Characterizing dark matter at the LHC in Drell-Yan events

TL;DR

This paper explores how spectral features in LHC dileptonic events can reveal dark matter properties and mediator characteristics using simplified models, with constraints comparable to other detection methods.

Contribution

It demonstrates how invariant mass and scattering angle distributions can identify dark matter properties and mediator quantum numbers in Drell-Yan events.

Findings

Scattering angle distributions can provide strong bounds on dark matter models.

Spectral features can distinguish dark matter properties such as spin and self-conjugation.

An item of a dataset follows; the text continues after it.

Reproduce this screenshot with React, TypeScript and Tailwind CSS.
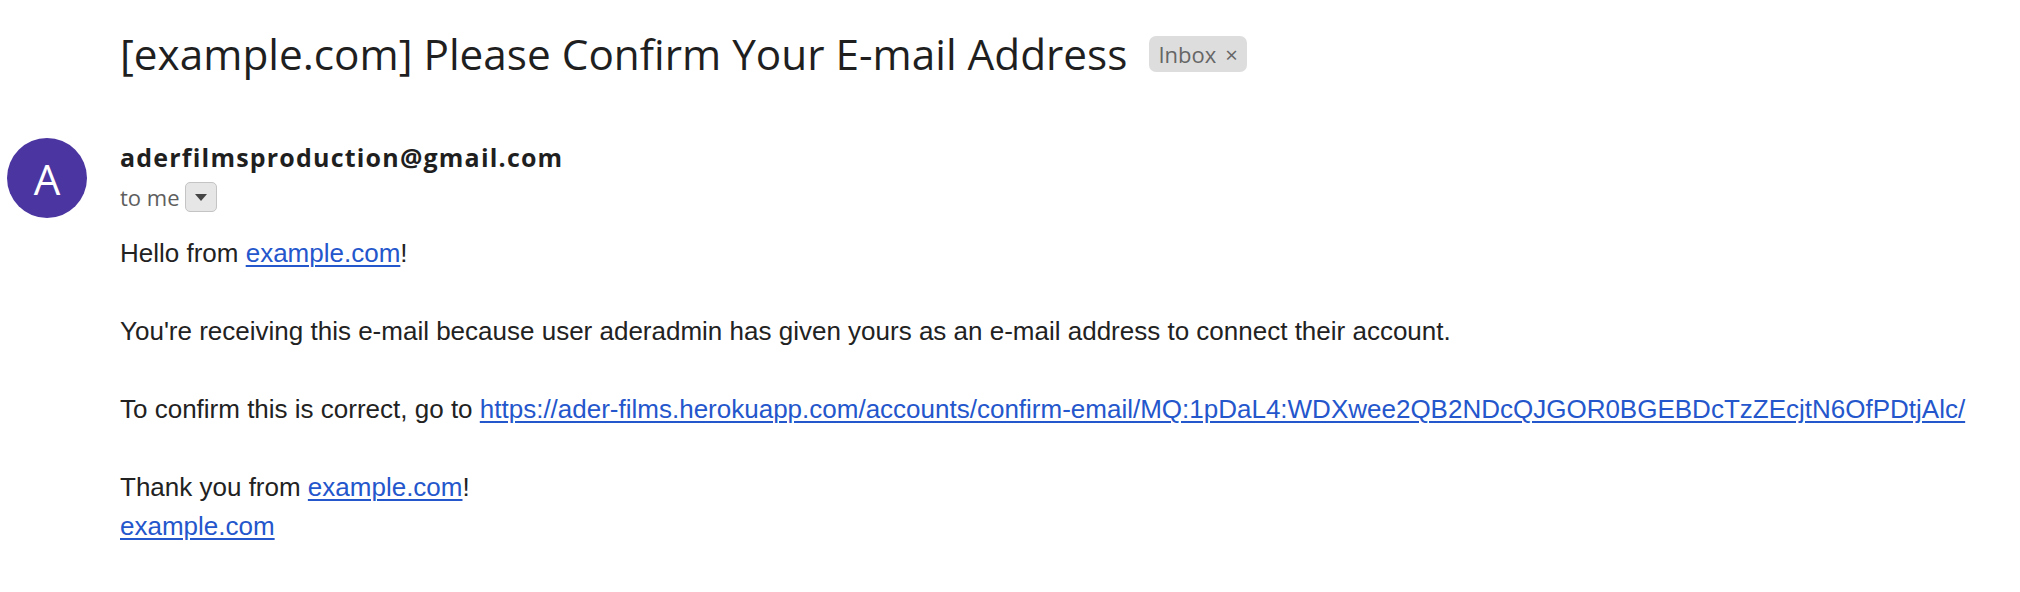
import React from 'react';

const link = 'text-[#2456cc] underline underline-offset-[3px] decoration-[1.5px]';

const App: React.FC = () => {
  return (
    <div className="w-[2020px] h-[592px] bg-white overflow-hidden">
      {/* Subject */}
      <div className="pl-[120px] pt-[30px] flex items-center gap-[22px]">
        <h1 className="text-[42.3px] leading-[48px] text-[#1f1f1f] font-['Open_Sans',sans-serif] font-normal">
          [example.com] Please Confirm Your E-mail Address
        </h1>
        <span className="h-[36px] flex items-center gap-[9px] px-[9px] rounded-[7px] bg-[#dddddd] text-[#666666] text-[22px] font-['Open_Sans',sans-serif]">
          Inbox
          <span className="text-[22px] leading-none">×</span>
        </span>
      </div>

      {/* Message */}
      <div className="flex mt-[60px]">
        <div className="w-[120px] pl-[7px] shrink-0">
          <div className="w-[80px] h-[80px] rounded-full bg-[#4b35a0] flex items-center justify-center text-white text-[42px] font-['Open_Sans',sans-serif]">
            A
          </div>
        </div>

        <div className="flex flex-col">
          <div className="text-[25px] leading-[38px] font-bold tracking-[1.2px] text-[#1f1f1f] font-['Open_Sans',sans-serif]">
            aderfilmsproduction@gmail.com
          </div>
          <div className="h-[42px] flex items-center gap-[5px] text-[22px] text-[#5e5e5e] font-['Open_Sans',sans-serif]">
            to me
            <span className="w-[32px] h-[30px] rounded-[5px] border border-[#c4c4c4] bg-[#e6e6e6] flex items-center justify-center">
              <svg width="14" height="9" viewBox="0 0 14 9">
                <path d="M1 1h12L7 8z" fill="#444" />
              </svg>
            </span>
          </div>

          <div className="mt-[16px] text-[26px] leading-[39px] text-[#222222] font-['Liberation_Sans',Arial,sans-serif]">
            Hello from <a className={link}>example.com</a>!
            <br />
            <br />
            You're receiving this e-mail because user aderadmin has given yours as an e-mail address to connect their account.
            <br />
            <br />
            To confirm this is correct, go to{' '}
            <a className={link}>
              https://ader-films.herokuapp.com/accounts/confirm-email/MQ:1pDaL4:WDXwee2QB2NDcQJGOR0BGEBDcTzZEcjtN6OfPDtjAlc/
            </a>
            <br />
            <br />
            Thank you from <a className={link}>example.com</a>!
            <br />
            <a className={link}>example.com</a>
          </div>
        </div>
      </div>
    </div>
  );
};

export default App;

Constraints from LHC are competitive with direct detection and jet + missing energy searches.

Abstract

Spectral features in LHC dileptonic events may signal radiative corrections coming from new degrees of freedom, notably dark matter and mediators. Using simplified models, we show how these features can reveal the fundamental properties of the dark sector, such as self-conjugation, spin and mass of dark matter, and the quantum numbers of the mediator. Distributions of both the invariant mass $m_{\ell \ell}$ and the Collins-Soper scattering angle $cos\theta_{CS}$ are studied to pinpoint these properties. We derive constraints on the models from LHC measurements of $m_{\ell \ell}$ and $cos\theta_{CS}$, which are competitive with direct detection and jets + Missing Energy searches. We find that in certain scenarios the $cos\theta_{CS}$ spectrum provides the strongest bounds, underlying the importance of scattering angle measurements for non-resonant new physics.